→ **Work to complete**: Each line that contains the word "page" counts once; give the total for the records below and nothing else.

** START OF Data lines **

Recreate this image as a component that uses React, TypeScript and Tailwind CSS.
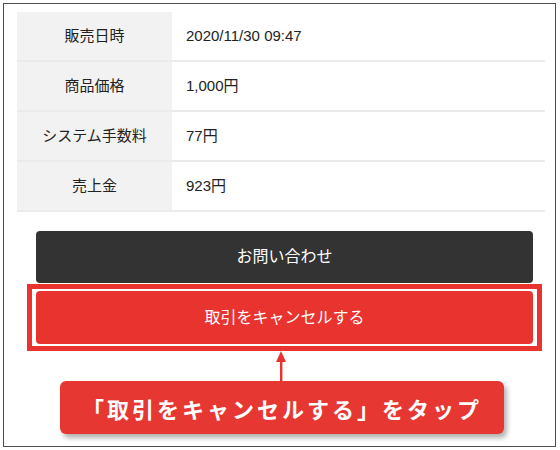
import React from "react";

const rows = [
  { label: "販売日時", value: "2020/11/30 09:47" },
  { label: "商品価格", value: "1,000円" },
  { label: "システム手数料", value: "77円" },
  { label: "売上金", value: "923円" },
];

export default function App() {
  return (
    <div
      className="w-[560px] h-[450px] bg-white p-[3px]"
      style={{ fontFamily: '"Liberation Sans", Arial, "Noto Sans CJK JP", sans-serif' }}
    >
      <div className="w-[553px] h-[444px] border border-[#4d4d4d] flex flex-col">
        {/* detail table */}
        <div className="mt-[8px] ml-[13px] w-[528px] flex flex-col">
          {rows.map((row, i) => (
            <div key={i} className="flex h-[50px] border-b-2 border-[#ebebeb]">
              <div className="w-[155px] bg-[#f2f2f2] flex items-center justify-center text-[15px] text-[#222]">
                {row.label}
              </div>
              <div className="flex-1 flex items-center pl-[14px] text-[15px] text-[#222]">
                {row.value}
              </div>
            </div>
          ))}
        </div>

        {/* buttons */}
        <div className="mt-[19px] ml-[32px] w-[497px] h-[52px] rounded-[4px] bg-[#333333] flex items-center justify-center text-white text-[16px]">
          お問い合わせ
        </div>
        <div className="mt-[1px] ml-[23px] w-[515px] border-[5px] border-[#e8332f] bg-white pt-[2px] pb-[2px] px-[4px]">
          <div className="h-[53px] rounded-[4px] bg-[#e8332f] flex items-center justify-center text-white text-[16px]">
            取引をキャンセルする
          </div>
        </div>

        {/* arrow */}
        <div className="flex justify-center ml-[2px]">
          <svg width="12" height="30" viewBox="0 0 12 30">
            <polygon points="6,0 11,11 1,11" fill="#e8332f" />
            <rect x="5" y="9" width="2.4" height="21" fill="#e8332f" />
          </svg>
        </div>

        {/* callout */}
        <div className="ml-[56px] w-[444px] h-[53px] rounded-[6px] bg-[#e73733] shadow-[3px_4px_5px_rgba(0,0,0,0.3)] flex items-center justify-center">
          <span
            className="text-white text-[22px] font-bold tracking-[3px] whitespace-nowrap leading-none"
            style={{ fontFamily: '"Noto Sans CJK JP", sans-serif' }}
          >
            「取引をキャンセルする」をタップ
          </span>
        </div>
      </div>
    </div>
  );
}
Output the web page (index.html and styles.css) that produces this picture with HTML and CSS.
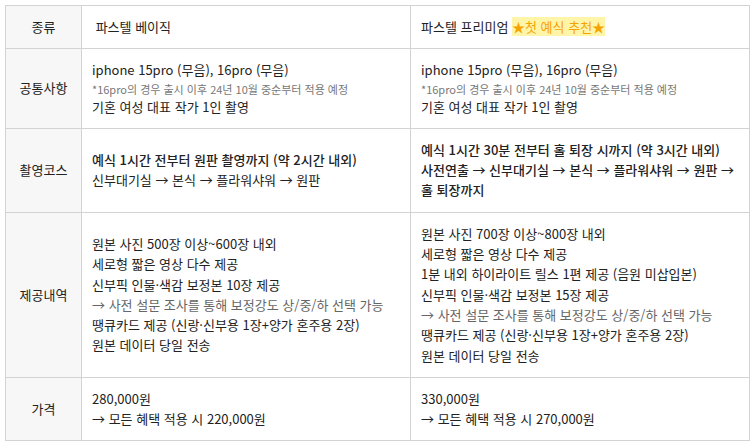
FILE: index.html
```html
<!DOCTYPE html>
<html lang="ko">
<head>
<meta charset="utf-8">
<link rel="stylesheet" href="styles.css">
</head>
<body>
<div class="wrap">
<table class="plan">
  <colgroup>
    <col class="c1"><col class="c2"><col class="c3">
  </colgroup>
  <tr>
    <th>종류</th>
    <td>&nbsp;파스텔 베이직</td>
    <td>파스텔 프리미엄 <span class="hl">★첫 예식 추천★</span></td>
  </tr>
  <tr>
    <th>공통사항</th>
    <td>
      <div>iphone 15pro (무음), 16pro (무음)</div>
      <div class="note">*16pro의 경우 출시 이후 24년 10월 중순부터 적용 예정</div>
      <div>기혼 여성 대표 작가 1인 촬영</div>
    </td>
    <td>
      <div>iphone 15pro (무음), 16pro (무음)</div>
      <div class="note">*16pro의 경우 출시 이후 24년 10월 중순부터 적용 예정</div>
      <div>기혼 여성 대표 작가 1인 촬영</div>
    </td>
  </tr>
  <tr class="course">
    <th>촬영코스</th>
    <td>
      <div class="b">예식 1시간 전부터 원판 촬영까지 (약 2시간 내외)</div>
      <div>신부대기실 → 본식 → 플라워샤워 → 원판</div>
    </td>
    <td class="b">
      <div>예식 1시간 30분 전부터 홀 퇴장 시까지 (약 3시간 내외)</div>
      <div>사전연출 → 신부대기실 → 본식 → 플라워샤워 → 원판 →<br>홀 퇴장까지</div>
    </td>
  </tr>
  <tr>
    <th>제공내역</th>
    <td>
      <div>원본 사진 500장 이상~600장 내외</div>
      <div>세로형 짧은 영상 다수 제공</div>
      <div>신부픽 인물·색감 보정본 10장 제공</div>
      <div class="gray">→ 사전 설문 조사를 통해 보정강도 상/중/하 선택 가능</div>
      <div>땡큐카드 제공 (신랑·신부용 1장+양가 혼주용 2장)</div>
      <div>원본 데이터 당일 전송</div>
    </td>
    <td>
      <div>원본 사진 700장 이상~800장 내외</div>
      <div>세로형 짧은 영상 다수 제공</div>
      <div>1분 내외 하이라이트 릴스 1편 제공 (음원 미삽입본)</div>
      <div>신부픽 인물·색감 보정본 15장 제공</div>
      <div class="gray">→ 사전 설문 조사를 통해 보정강도 상/중/하 선택 가능</div>
      <div>땡큐카드 제공 (신랑·신부용 1장+양가 혼주용 2장)</div>
      <div>원본 데이터 당일 전송</div>
    </td>
  </tr>
  <tr>
    <th>가격</th>
    <td>
      <div>280,000원</div>
      <div>→ 모든 혜택 적용 시 220,000원</div>
    </td>
    <td>
      <div>330,000원</div>
      <div>→ 모든 혜택 적용 시 270,000원</div>
    </td>
  </tr>
</table>
</div>
</body>
</html>
```

FILE: styles.css
```css
html, body {
  margin: 0;
  padding: 0;
  background: #ffffff;
}
body {
  font-family: "Noto Sans CJK KR", "Noto Sans", sans-serif;
  font-size: 13px;
  color: #222222;
}
.wrap {
  padding: 5px 0 0 5px;
}
.plan {
  border-collapse: collapse;
  table-layout: fixed;
  width: 744px;
}
.c1 { width: 76px; }
.c2 { width: 329px; }
.c3 { width: 339px; }
.plan th,
.plan td {
  border: 1px solid #d3d3d3;
  padding: 11px 10px;
  line-height: 20.3px;
  vertical-align: middle;
  text-align: left;
  white-space: nowrap;
}
.plan th {
  background: #f7f7f7;
  font-weight: 400;
  text-align: center;
  padding-left: 4px;
  padding-right: 4px;
}
.note {
  font-size: 11px;
  line-height: 16px;
  color: #777777;
}
.gray {
  color: #666666;
}
.b {
  font-weight: 500;
}
.hl {
  background: #fff5a8;
  color: #f5a300;
}
```
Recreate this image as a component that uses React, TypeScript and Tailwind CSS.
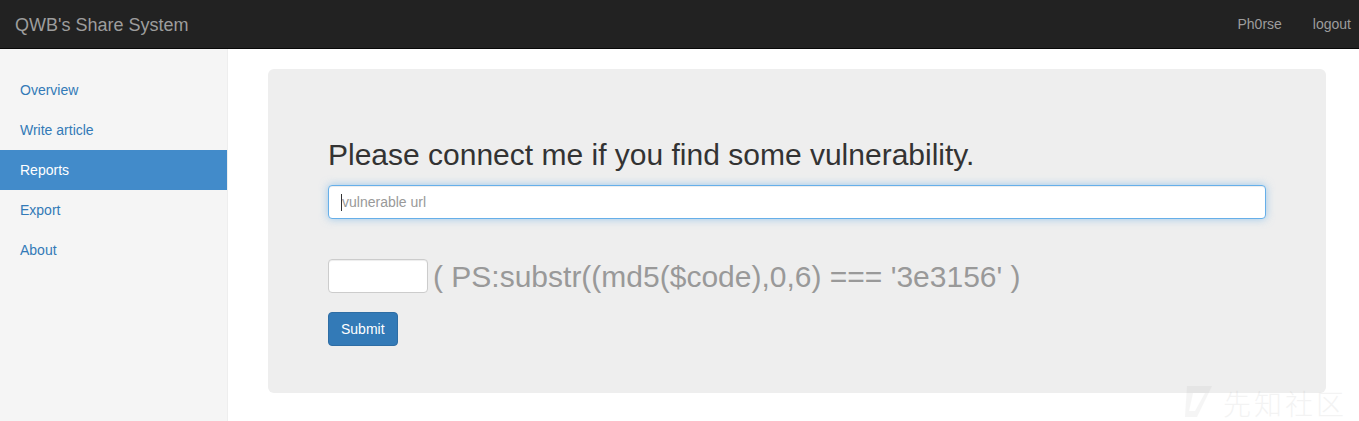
import React from "react";

export default function App() {
  const font = { fontFamily: '"Liberation Sans", Arial, "Noto Sans CJK SC", sans-serif' };
  return (
    <div className="relative w-[1359px] h-[421px] overflow-hidden bg-white text-[14px] text-[#333]" style={font}>
      <nav className="h-[49px] bg-[#222] border-b border-[#080808] flex items-center justify-between pl-[15px] pt-[1px]">
        <span className="text-[18px] text-[#9d9d9d] leading-[20px]">QWB's Share System</span>
        <div className="flex h-full items-center text-[#9d9d9d] text-[14px]">
          <span className="px-[15px]">Ph0rse</span>
          <span className="pl-[16px] pr-[8px]">logout</span>
        </div>
      </nav>
      <div className="flex h-[372px]">
        <aside className="w-[228px] shrink-0 bg-[#f5f5f5] border-r border-[#eee] pt-[21px]">
          {["Overview", "Write article", "Reports", "Export", "About"].map((t) => (
            <div
              key={t}
              className={
                "h-[40px] px-[20px] flex items-center leading-[20px] " +
                (t === "Reports" ? "bg-[#428bca] text-white" : "text-[#337ab7]")
              }
            >
              {t}
            </div>
          ))}
        </aside>
        <main className="flex-1 pl-[40px] pr-[33px] pt-[20px]">
          <div className="bg-[#eee] rounded-[6px] h-[324px] px-[60px] pt-[69px]">
            <h2 className="text-[30px] leading-[33px] text-[#333] m-0">Please connect me if you find some vulnerability.</h2>
            <div className="mt-[14px] h-[34px] bg-white border border-[#66afe9] rounded-[4px] shadow-[inset_0_1px_1px_rgba(0,0,0,0.075),0_0_8px_rgba(102,175,233,0.6)] flex items-center px-[12px]">
              <span className="w-px h-[17px] bg-[#333]"></span>
              <span className="text-[#999] text-[14px]">vulnerable url</span>
            </div>
            <div className="mt-[40px] flex items-center">
              <div className="w-[100px] h-[34px] bg-white border border-[#ccc] rounded-[4px] shadow-[inset_0_1px_1px_rgba(0,0,0,0.075)]"></div>
              <span className="ml-[5px] text-[30px] text-[#999] leading-[33px]">( PS:substr((md5($code),0,6) === '3e3156' )</span>
            </div>
            <div className="mt-[19px]">
              <button className="h-[34px] px-[12px] bg-[#337ab7] border border-[#2e6da4] rounded-[4px] text-white text-[14px]">Submit</button>
            </div>
          </div>
        </main>
      </div>
      <div className="absolute right-[12px] bottom-[3px] flex items-end gap-[10px] opacity-[0.06] pointer-events-none">
        <svg width="30" height="32" viewBox="0 0 30 32">
          <path d="M4 0 L29 0 L14 31 L2 31 Z" fill="#666" />
          <path d="M10 7 L22 7 L12 25 L6 25 Z" fill="#fff" />
        </svg>
        <span className="text-[28px] leading-[30px] text-[#444] tracking-[3px]" style={{ fontFamily: '"Noto Sans CJK SC", sans-serif', fontWeight: 300 }}>先知社区</span>
      </div>
    </div>
  );
}
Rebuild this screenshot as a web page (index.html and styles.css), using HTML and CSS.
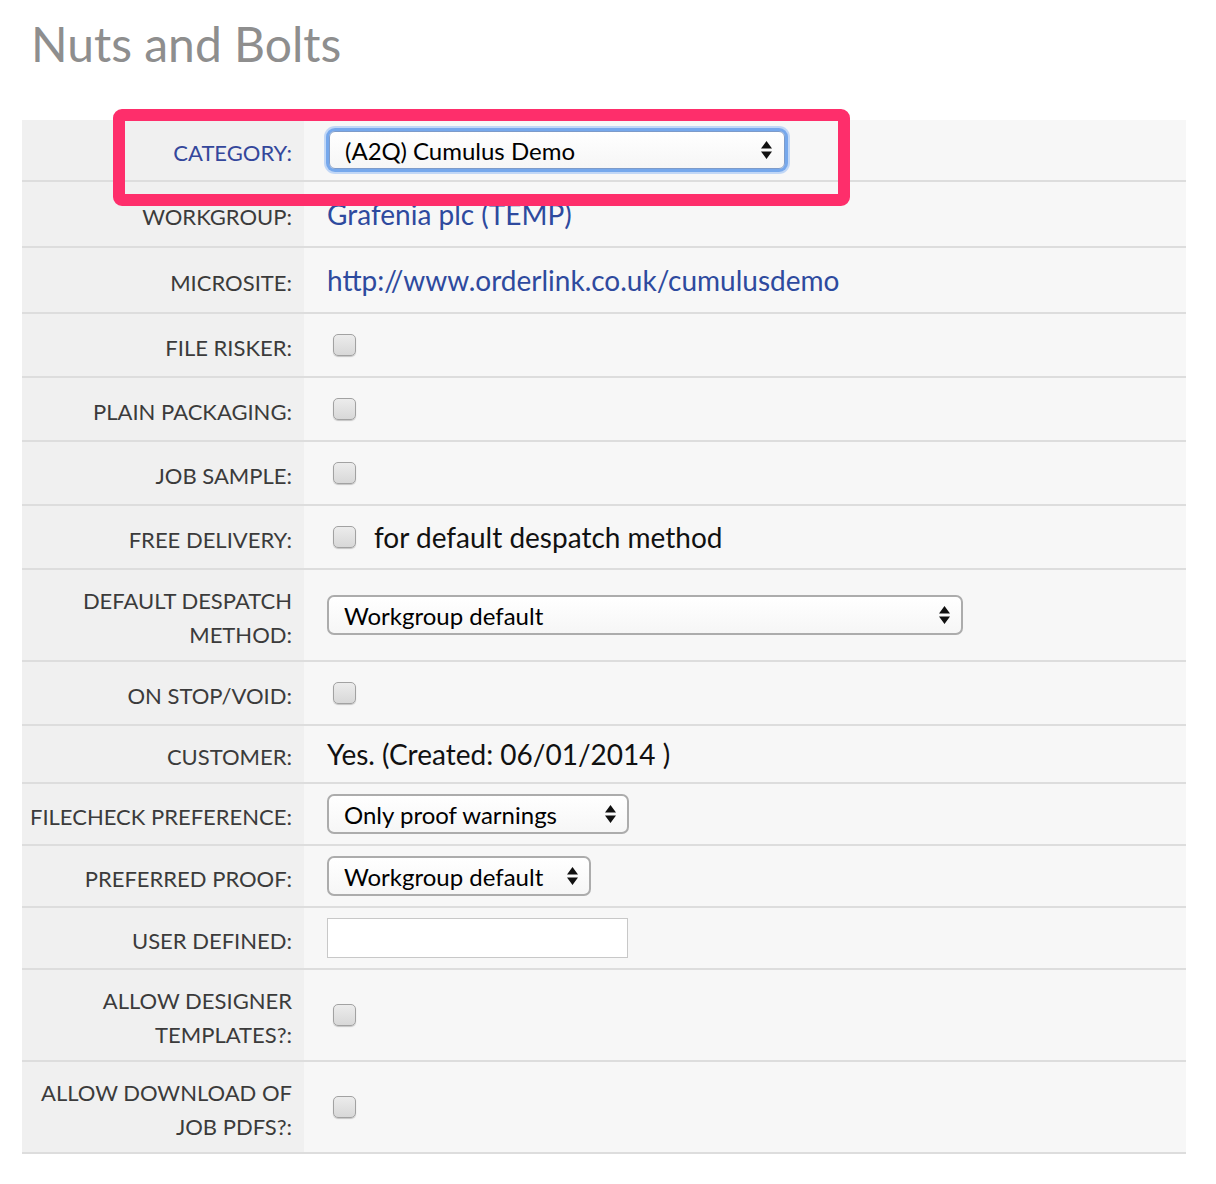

** END OF Data lines **

→ **Expected answer**: 2